Sifting through the documents and aliases ultimately helped lead to seizures of goods that were exponentially larger than most Canal Street raids.
The document trail has also yielded a detailed picture of how international counterfeit rings operate. In the current case of Cartier v. Liu, Cartier found that the counterfeiting of its watches involves Asian countries such as the Philippines, Singapore and China, each of which makes a separate part of the watch. Lewin said Vietnamese buy those goods in Hong Kong and front the money to have them shipped to their Vietnamese counterparts in the U.S. Trademarked faceplates, backplates and other logoed hardware are smuggled into the country separately.
The Chinese enter the picture when it is time to assemble the watches and distribute them among Canal Street and Internet vendors.
“Chinatown is a misnomer,” said Lewin. “It should be called Asiatown.”
Cartier’s investigations have found that it costs about $1.69 to bring a blank watch into the U.S. From there, trademarks, like the faceplate pictured, are added by workers, most of whom are illegal immigrants working in poor conditions for a meager wage. A completed watch is then wholesaled on Canal Street for between $20 and $50. By the time it makes it to the Internet the resale price ranges between $150 to $200.
Rather than go after every small-time independent Internet retailer, Cartier’s lawyers used the documents obtained from shipping companies to focus on those being supplied by Chinatown distributors. “When we move against these guys, we know they’re tied back [to Chinatown],” said Lewin. “We also move against them when they appear to be significant geographically,” said Lewin. Using its New York office as a base of operations, Greenberg Traurig lawyers have farmed out smaller cases against specific Internet retailers among its more than 20 offices across the country.
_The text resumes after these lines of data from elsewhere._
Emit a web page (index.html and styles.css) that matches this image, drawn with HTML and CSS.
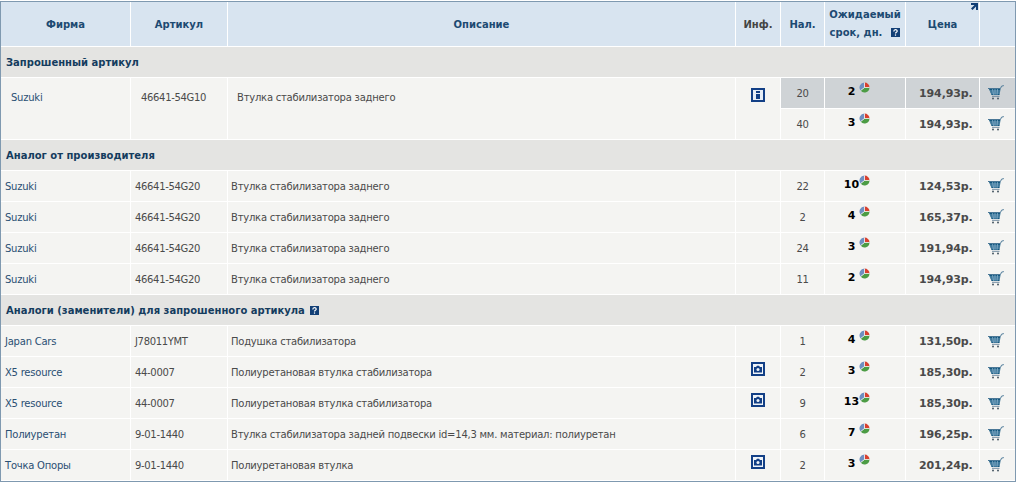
FILE: index.html
```html
<!DOCTYPE html>
<html lang="ru">
<head>
<meta charset="utf-8">
<title>Результаты поиска</title>
<link rel="stylesheet" href="styles.css">
</head>
<body>
<svg class="defs" width="0" height="0" aria-hidden="true">
  <defs>
    <symbol id="i-pie" viewBox="0 0 11 11">
      <path d="M5.500 5.500V.5A5 5 0 0 1 10.500 5.500Z" fill="#d8402f"/>
      <path d="M5.500 5.500H10.500A5 5 0 0 1 1.600 8.600Z" fill="#4c9c45"/>
      <path d="M5.500 5.500L1.600 8.600A5 5 0 0 1 5.500 .5Z" fill="#6f8fc0"/>
      <path d="M5.500 5.500h5M5.500 5.500V.5M5.500 5.500L1.600 8.600" stroke="#fff" stroke-width=".7"/>
    </symbol>
    <symbol id="i-cart" viewBox="0 0 16 15">
      <path d="M0 3.500H12.500L13.500 1.200 15.800.6" fill="none" stroke="#4a7796" stroke-width="1"/>
      <path d="M1 4H12.500L11.500 10H3.500Z" fill="#14587f"/>
      <path d="M2 6H12M3 8H12M4.500 4L5.500 10M7 4V10M9.500 4L9 10" stroke="#a9cbe0" stroke-width=".6" fill="none"/>
      <path d="M4 11.300H11.500" stroke="#50708c" stroke-width=".8"/>
      <circle cx="5" cy="13.500" r="1" fill="#4a5a66"/>
      <circle cx="10" cy="13.500" r="1" fill="#4a5a66"/>
    </symbol>
    <symbol id="i-info" viewBox="0 0 14 14">
      <rect width="14" height="14" fill="#123f86"/>
      <rect x="2" y="2" width="10" height="10" fill="#e6edf6"/>
      <path d="M5 3h4v2H5zM5 6h4v5H5z" fill="#123f86"/>
    </symbol>
    <symbol id="i-photo" viewBox="0 0 14 14">
      <rect width="14" height="14" fill="#123f86"/>
      <rect x="2" y="2" width="10" height="10" fill="#eef3f8"/>
      <path d="M3 5h2l1-1.200h2l1 1.200h2v5.500H3z" fill="#123f86"/>
      <circle cx="7" cy="7.600" r="1.500" fill="#eef3f8"/>
    </symbol>
    <symbol id="i-help" viewBox="0 0 9 9">
      <rect width="9" height="9" fill="#123f76"/>
      <path d="M2.800 3.400C2.800 1 6.200 1 6.200 3.200 6.200 4.400 4.500 4.300 4.500 5.600" fill="none" stroke="#fff" stroke-width="1.200"/>
      <rect x="3.900" y="6.400" width="1.200" height="1.300" fill="#fff"/>
    </symbol>
  </defs>
</svg>
<table class="grid">
  <colgroup>
    <col class="c-firm"><col class="c-art"><col class="c-desc"><col class="c-inf"><col class="c-qty"><col class="c-term"><col class="c-price"><col class="c-cart">
  </colgroup>
  <thead>
    <tr>
      <th>Фирма</th><th>Артикул</th><th>Описание</th><th class="dark">Инф.</th><th>Нал.</th>
      <th class="term">Ожидаемый<br>срок, дн.<svg class="help wide"><use href="#i-help"/></svg></th>
      <th class="price-head">Цена<svg class="sort" viewBox="0 0 7 7"><path d="M0 0H7V7H5V3.500L1.500 7 0 5.500 3.500 2H0Z" fill="#123f76"/></svg></th>
      <th></th>
    </tr>
  </thead>
  <tbody>
    <tr class="section"><td colspan="8">Запрошенный артикул</td></tr>
    <tr class="hl">
      <td class="firm req" rowspan="2">Suzuki</td>
      <td class="art req" rowspan="2">46641-54G10</td>
      <td class="desc req" rowspan="2">Втулка стабилизатора заднего</td>
      <td class="inf top" rowspan="2"><svg class="ico"><use href="#i-info"/></svg></td>
      <td class="qty sel">20</td><td class="term-c sel"><b>2</b><svg class="pie"><use href="#i-pie"/></svg></td><td class="price sel">194,93р.</td><td class="cart sel"><svg class="cart-i"><use href="#i-cart"/></svg></td>
    </tr>
    <tr><td class="qty">40</td><td class="term-c"><b>3</b><svg class="pie"><use href="#i-pie"/></svg></td><td class="price">194,93р.</td><td class="cart"><svg class="cart-i"><use href="#i-cart"/></svg></td></tr>

    <tr class="section"><td colspan="8">Аналог от производителя</td></tr>
    <tr><td class="firm">Suzuki</td><td class="art">46641-54G20</td><td class="desc">Втулка стабилизатора заднего</td><td class="inf"></td><td class="qty">22</td><td class="term-c"><b>10</b><svg class="pie"><use href="#i-pie"/></svg></td><td class="price">124,53р.</td><td class="cart"><svg class="cart-i"><use href="#i-cart"/></svg></td></tr>
    <tr><td class="firm">Suzuki</td><td class="art">46641-54G20</td><td class="desc">Втулка стабилизатора заднего</td><td class="inf"></td><td class="qty">2</td><td class="term-c"><b>4</b><svg class="pie"><use href="#i-pie"/></svg></td><td class="price">165,37р.</td><td class="cart"><svg class="cart-i"><use href="#i-cart"/></svg></td></tr>
    <tr><td class="firm">Suzuki</td><td class="art">46641-54G20</td><td class="desc">Втулка стабилизатора заднего</td><td class="inf"></td><td class="qty">24</td><td class="term-c"><b>3</b><svg class="pie"><use href="#i-pie"/></svg></td><td class="price">191,94р.</td><td class="cart"><svg class="cart-i"><use href="#i-cart"/></svg></td></tr>
    <tr><td class="firm">Suzuki</td><td class="art">46641-54G20</td><td class="desc">Втулка стабилизатора заднего</td><td class="inf"></td><td class="qty">11</td><td class="term-c"><b>2</b><svg class="pie"><use href="#i-pie"/></svg></td><td class="price">194,93р.</td><td class="cart"><svg class="cart-i"><use href="#i-cart"/></svg></td></tr>

    <tr class="section"><td colspan="8">Аналоги (заменители) для запрошенного артикула <svg class="help"><use href="#i-help"/></svg></td></tr>
    <tr><td class="firm">Japan Cars</td><td class="art">J78011YMT</td><td class="desc">Подушка стабилизатора</td><td class="inf"></td><td class="qty">1</td><td class="term-c"><b>4</b><svg class="pie"><use href="#i-pie"/></svg></td><td class="price">131,50р.</td><td class="cart"><svg class="cart-i"><use href="#i-cart"/></svg></td></tr>
    <tr><td class="firm">X5 resource</td><td class="art">44-0007</td><td class="desc">Полиуретановая втулка стабилизатора</td><td class="inf"><svg class="ico"><use href="#i-photo"/></svg></td><td class="qty">2</td><td class="term-c"><b>3</b><svg class="pie"><use href="#i-pie"/></svg></td><td class="price">185,30р.</td><td class="cart"><svg class="cart-i"><use href="#i-cart"/></svg></td></tr>
    <tr><td class="firm">X5 resource</td><td class="art">44-0007</td><td class="desc">Полиуретановая втулка стабилизатора</td><td class="inf"><svg class="ico"><use href="#i-photo"/></svg></td><td class="qty">9</td><td class="term-c"><b>13</b><svg class="pie"><use href="#i-pie"/></svg></td><td class="price">185,30р.</td><td class="cart"><svg class="cart-i"><use href="#i-cart"/></svg></td></tr>
    <tr><td class="firm">Полиуретан</td><td class="art">9-01-1440</td><td class="desc">Втулка стабилизатора задней подвески id=14,3 мм. материал: полиуретан</td><td class="inf"></td><td class="qty">6</td><td class="term-c"><b>7</b><svg class="pie"><use href="#i-pie"/></svg></td><td class="price">196,25р.</td><td class="cart"><svg class="cart-i"><use href="#i-cart"/></svg></td></tr>
    <tr><td class="firm">Точка Опоры</td><td class="art">9-01-1440</td><td class="desc">Полиуретановая втулка</td><td class="inf"><svg class="ico"><use href="#i-photo"/></svg></td><td class="qty">2</td><td class="term-c"><b>3</b><svg class="pie"><use href="#i-pie"/></svg></td><td class="price">201,24р.</td><td class="cart"><svg class="cart-i"><use href="#i-cart"/></svg></td></tr>
  </tbody>
</table>
</body>
</html>
```
FILE: styles.css
```css
html, body { margin: 0; padding: 0; background: #fff; }
.defs { position: absolute; }
.grid {
  width: 1016px;
  height: 481px;
  margin-top: 1px;
  table-layout: fixed;
  border-collapse: separate;
  border-spacing: 0;
  border: 1px solid #7f99b0;
  font: 10px "DejaVu Sans", sans-serif;
  color: #4a4a4a;
}
.c-firm { width: 130px; }
.c-art { width: 97px; }
.c-desc { width: 508px; }
.c-inf { width: 45px; }
.c-qty { width: 44px; }
.c-term { width: 81px; }
.c-price { width: 74px; }
.c-cart { width: 35px; }
.grid th, .grid td { padding: 0; border-right: 1px solid #fff; border-bottom: 1px solid #fff; box-sizing: border-box; }
.grid th:last-child, .grid td:last-child { border-right: 0; }
thead tr { height: 45px; }
tbody tr { height: 31px; }
.grid th { background: #d8e4f0; color: #1d4a72; font-weight: bold; text-align: center; }
.grid th.dark { color: #444; }
.grid th.term { line-height: 18px; }
.grid th.price-head { position: relative; }
.sort { position: absolute; right: 1px; top: 1px; width: 7px; height: 7px; }
.help { width: 9px; height: 9px; vertical-align: -1px; margin-left: 2px; }
.help.wide { margin-left: 9px; }
.grid .section td { background: #e4e4e2; color: #143c5e; font-weight: bold; padding-left: 5px; border-right: 0; }
.grid td { background: #f4f4f2; }
.firm, .art, .desc { letter-spacing: -0.23px; }
.art { letter-spacing: -0.33px; }
.firm { color: #2a4f73; padding-left: 4px !important; }
.art { padding-left: 4px !important; }
.desc { padding-left: 3px !important; }
.req { vertical-align: top; padding-top: 14px !important; }
.firm.req { padding-left: 10px !important; }
.art.req { padding-left: 10px !important; }
.desc.req { padding-left: 9px !important; }
.inf { text-align: center; }
.inf.top { vertical-align: top; padding-top: 10px !important; }
.ico { width: 14px; height: 14px; display: block; margin: -6px auto 0; }
.inf.top .ico { margin-top: 0; }
.qty { text-align: center; letter-spacing: -0.3px; }
.term-c { color: #000; }
.term-c b { display: inline-block; width: 53px; text-align: center; font-size: 11px; position: relative; top: -4px; }
.pie { width: 11px; height: 11px; margin-left: -19px; vertical-align: 4px; position: relative; top: -2px; }
.price { font-weight: bold; font-size: 11px; letter-spacing: -0.1px; padding-left: 13px !important; }
.cart-i { width: 16px; height: 15px; display: block; margin: -1px 0 0 8px; }
.grid td.sel { background: #cfd3d6; }
```
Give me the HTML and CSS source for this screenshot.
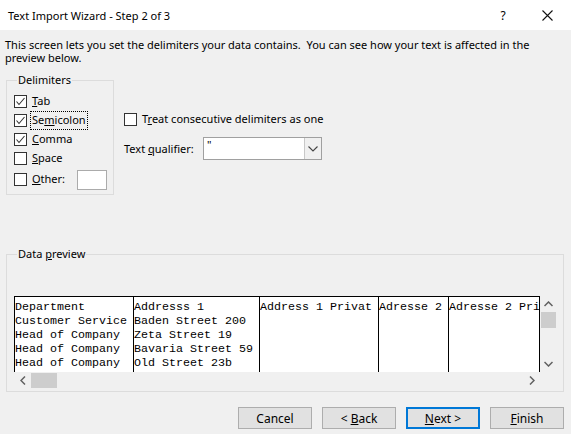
FILE: index.html
```html
<!DOCTYPE html>
<html>
<head>
<meta charset="utf-8">
<title>Text Import Wizard</title>
<link rel="stylesheet" href="styles.css">
</head>
<body>
<div class="window">
  <div class="titlebar">
    <span class="title">Text Import Wizard - Step 2 of 3</span>
    <span class="help">?</span>
    <span class="close"><svg width="11" height="11" viewBox="0 0 11 11"><path d="M0.5 0.5L10.5 10.5M10.5 0.5L0.5 10.5" stroke="#111" stroke-width="1.1" fill="none"/></svg></span>
  </div>
  <div class="content">
    <p class="desc"><span class="line">This screen lets you set the delimiters your data contains.&nbsp; You can see how your text is affected in the</span><span class="line">preview below.</span></p>
    <div class="settings">
      <fieldset class="group delims">
        <legend>Delimiters</legend>
        <div class="check-row"><span class="box"><svg width="11" height="11" viewBox="0 0 11 11"><path d="M1.5 5.5L4 8.5L9.5 2" stroke="#333" stroke-width="1.1" fill="none"/></svg></span><span class="lbl"><u>T</u>ab</span></div>
        <div class="check-row"><span class="box"><svg width="11" height="11" viewBox="0 0 11 11"><path d="M1.5 5.5L4 8.5L9.5 2" stroke="#333" stroke-width="1.1" fill="none"/></svg></span><span class="lbl focus">Se<u>m</u>icolon</span></div>
        <div class="check-row"><span class="box"><svg width="11" height="11" viewBox="0 0 11 11"><path d="M1.5 5.5L4 8.5L9.5 2" stroke="#333" stroke-width="1.1" fill="none"/></svg></span><span class="lbl"><u>C</u>omma</span></div>
        <div class="check-row"><span class="box"></span><span class="lbl"><u>S</u>pace</span></div>
        <div class="check-row other"><span class="box"></span><span class="lbl"><u>O</u>ther:</span><span class="other-input"></span></div>
      </fieldset>
      <div class="options">
        <div class="check-row"><span class="box"></span><span class="lbl">T<u>r</u>eat consecutive delimiters as one</span></div>
        <div class="qualifier">
          <span class="qlabel">Text <u>q</u>ualifier:</span>
          <div class="combo">
            <span class="combo-value">"</span>
            <span class="combo-btn"><svg width="10" height="6" viewBox="0 0 10 6"><path d="M0.5 0.5L5 5L9.5 0.5" stroke="#444" stroke-width="1.1" fill="none"/></svg></span>
          </div>
        </div>
      </div>
    </div>
    <fieldset class="group preview">
      <legend>Data <u>p</u>review</legend>
      <div class="scroller">
        <div class="table">
          <div class="col c1"><div>Department</div><div>Customer Service</div><div>Head of Company</div><div>Head of Company</div><div>Head of Company</div></div>
          <div class="col c2"><div>Addresss 1</div><div>Baden Street 200</div><div>Zeta Street 19</div><div>Bavaria Street 59</div><div>Old Street 23b</div></div>
          <div class="col c3"><div>Address 1 Privat</div></div>
          <div class="col c4"><div>Adresse 2</div></div>
          <div class="col c5"><div>Adresse 2 Privat</div></div>
        </div>
        <div class="vscroll">
          <span class="arrow"><svg width="9" height="6" viewBox="0 0 9 6"><path d="M0.5 5L4.5 1L8.5 5" stroke="#606060" stroke-width="1.5" fill="none"/></svg></span>
          <span class="vthumb"></span>
          <span class="vfill"></span>
          <span class="arrow"><svg width="9" height="6" viewBox="0 0 9 6"><path d="M0.5 1L4.5 5L8.5 1" stroke="#606060" stroke-width="1.5" fill="none"/></svg></span>
        </div>
        <div class="hscroll">
          <span class="harrow"><svg width="6" height="9" viewBox="0 0 6 9"><path d="M5 0.5L1 4.5L5 8.5" stroke="#606060" stroke-width="1.5" fill="none"/></svg></span>
          <span class="hthumb"></span>
          <span class="hfill"></span>
          <span class="harrow"><svg width="6" height="9" viewBox="0 0 6 9"><path d="M1 0.5L5 4.5L1 8.5" stroke="#606060" stroke-width="1.5" fill="none"/></svg></span>
        </div>
        <div class="corner"></div>
      </div>
    </fieldset>
    <div class="buttons">
      <button class="btn">Cancel</button>
      <button class="btn">&lt; <u>B</u>ack</button>
      <button class="btn default"><u>N</u>ext &gt;</button>
      <button class="btn"><u>F</u>inish</button>
    </div>
  </div>
</div>
</body>
</html>
```

FILE: styles.css
```css
* { box-sizing: border-box; }
html, body { margin: 0; padding: 0; }
body {
  background: #f0f0f0;
  font-family: "Noto Sans", "Open Sans", sans-serif;
  font-size: 11px;
  color: #000;
}
.window { width: 571px; height: 434px; overflow: hidden; }
.titlebar {
  height: 30px;
  background: #fff;
  display: flex;
  align-items: center;
  padding-left: 8px;
  font-size: 11px;
}
.title { flex: 1; }
.help { width: 20px; text-align: center; margin-right: 29px; font-size: 12px; }
.close { width: 11px; height: 11px; display: flex; margin-right: 18px; }
.content { padding: 0 7px 0 6px; }
.desc {
  margin: 7px 0 0 -1px;
  display: flex;
  flex-direction: column;
}
.desc .line { display: block; height: 13px; line-height: 15px; }
.settings { display: flex; margin-top: 9px; align-items: flex-start; }
.group {
  margin: 0;
  border: 1px solid #dcdcdc;
  padding: 0;
  min-width: 0;
}
.group legend {
  padding: 0 1px;
  margin-left: 3px;
  line-height: 16px;
}
.delims { width: 108px; height: 123px; padding: 4px 0 0 7px; }
.check-row { display: flex; align-items: center; height: 19px; }
.box {
  width: 13px; height: 13px;
  border: 1px solid #333;
  background: #fff;
  display: flex;
  align-items: center;
  justify-content: center;
  flex: none;
}
.lbl { margin-left: 3px; padding: 1px 1px 2px 1px; border: 1px solid transparent; line-height: 14px; }
.lbl.focus { border: 1px dotted #000; }
.check-row.other { height: 23px; }
.other-input {
  width: 30px; height: 20px;
  background: #fff;
  border: 1px solid #ababab;
  margin-left: 10px;
}
.options { padding: 38px 0 0 10px; }
.qualifier { display: flex; align-items: center; margin-top: 8px; }
.qlabel { width: 79px; }
.combo {
  width: 119px; height: 23px;
  border: 1px solid #a0a0a0;
  background: #fff;
  display: flex;
}
.combo-value { flex: 1; padding: 2px 0 0 3px; line-height: 10px; font-size: 11px; }
.combo-btn {
  width: 17px;
  background: #f0f0f0;
  border-left: 1px solid #c8c8c8;
  display: flex;
  align-items: center;
  justify-content: center;
}
.preview { margin-top: 51px; height: 146px; padding: 34px 7px 0 7px; }
.scroller {
  display: grid;
  grid-template-columns: 526px 16px;
  grid-template-rows: 76px 16px;
}
.table {
  background: #fff;
  border-top: 1px solid #000;
  border-right: 1px solid #000;
  display: flex;
  overflow: hidden;
  padding-top: 3px;
  font-family: "Liberation Mono", "Courier New", monospace;
  font-size: 11.67px;
  line-height: 14px;
  white-space: pre;
}
.col { border-left: 1px solid #000; flex: none; margin-top: -3px; padding-top: 3px; }
.c1 { width: 119px; }
.c2 { width: 126px; }
.c3 { width: 119px; }
.c4 { width: 70px; }
.c5 { width: 100px; }
.vscroll { display: flex; flex-direction: column; align-items: center; }
.arrow { height: 16px; display: flex; align-items: center; justify-content: center; }
.vthumb { width: 15px; height: 16px; background: #cdcdcd; margin-left: 1px; }
.vfill { flex: 1; }
.hscroll { display: flex; align-items: center; }
.harrow { width: 17px; height: 16px; display: flex; align-items: center; justify-content: center; }
.hthumb { width: 26px; height: 15px; background: #cdcdcd; margin-top: 1px; }
.hfill { flex: 1; }
.buttons {
  display: flex;
  justify-content: flex-end;
  gap: 10px;
  margin-top: 15px;
}
.btn {
  width: 74px; height: 22px;
  background: #e1e1e1;
  border: 1px solid #adadad;
  font-family: inherit;
  font-size: 12px;
  padding: 0;
  color: #000;
}
.btn.default { border: 2px solid #0078d7; }
```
Separate lawsuits, all connected to the Chinatown distribution system, are under way in California, Florida, Illinois, Massachusetts, New Jersey, North Carolina, Oregon, Rhode Island, Texas and Utah.
In Cartier v. Liu et al, Cartier’s lawyers are focused on chasing down the money.
Once again, the documents obtained from storefront shipping companies in the first stage were crucial, showing that those operations had not only shipped goods, but had also cashed checks for counterfeiters.
After that avenue for changing money was closed off, the counterfeiters proved to be as mobile as Canal Street vendors, quickly taking their money orders to what was referred to as “the Korean bank.” Cartier’s investigators weren’t far behind, tracking the counterfeiters to Victa Investment & Capital Corp., an alleged sewing machine repair shop on Manhattan’s west side.
According to court documents and testimony from Cartier lawyers and investigators, an individual named Soon J. Pyo, working in the back of the shop, accepted money orders from counterfeiters, deposited them into several accounts at Wachovia Bank and made regular cash withdrawals in the millions of dollars. The cash was then redistributed to the counterfeiters.
Some 60 boxes of evidence were seized under court order from the shop Aug. 18, according to court documents.
“If you look at [Mr. Pyo’s] documents, about every week he ordered a million dollars, or every other week he ordered a million dollars from Wachovia,” said Cartier lawyer Roxanne Elings during a Sept. 17 hearing before Judge Griesa. “[The money] is wired to Brinks. Brinks puts it in an armored truck and then it’s delivered.” Pyo then distributes the cash back to counterfeiters, said Elings.
Also among the items seized, said prosecutors, was a separate accounting book labeled “DF,” presumed to stand for “defendants.” In it were many of the named defendants in Cartier’s original October 2003 filing, who had apparently opened accounts with Pyo only two months later.
Cartier’s strategy is paying dividends in the courtroom as well. Rather than filing scores of individual lawsuits, the jeweler has relied on the documents to identify and add defendants on a rolling basis. In this manner the case is kept moving and has the added benefit of being kept under the jurisdiction of one judge. The judge’s familiarity with the history and intricacies of the case has been evident in comments from Griesa.
In an Aug. 30 hearing regarding a restraining order violation by Pyo, Griesa strongly rejected a suggestion by Pyo’s lawyer that the defendant had no knowledge that he was handling the money of counterfeiters. “Please, please, please. Look, people in this business know all the ropes. They know what they are doing and that is all there is to it,” said Griesa.
The judge offered more of the same to Pyo’s defense lawyers in a subsequent hearing. “There is a record involving these defendants, and I am speaking loosely and generally, of the most calculated deceptions, counterfeiting, plus every possible effort to conceal it,” said the judge.
Other trademark lawyers didn’t characterize Cartier and Traurig’s approach as revolutionary, saying obtaining documents was always a priority. But they gave Cartier and its lawyers credit for their level of persistence in identifying defendants.
A number of judgments have already been determined in the case. In April 2003, Griesa determined a group of defendants to be in contempt for violating a temporary restraining order and awarded damages of $4.8 million. Another defendant has already begun serving jail time.
More recently, on June 28, another group of defendants agreed to settle with Cartier for $1 million. Two more defendants settled on Sept. 14 for $150,000. According to Lewin, 12 more judgments are pending and that, when all is said and done the case could have 50 named defendants.
“We’ve put millions of dollars back in the hands of our clients,” said Lewin. “Nobody’s done that in this business.”
Editor’s note: This is the second in a two-part series looking at counterfeiting, particularly in China, and the actions being taken to reduce it. The first part ran in WWD Monday.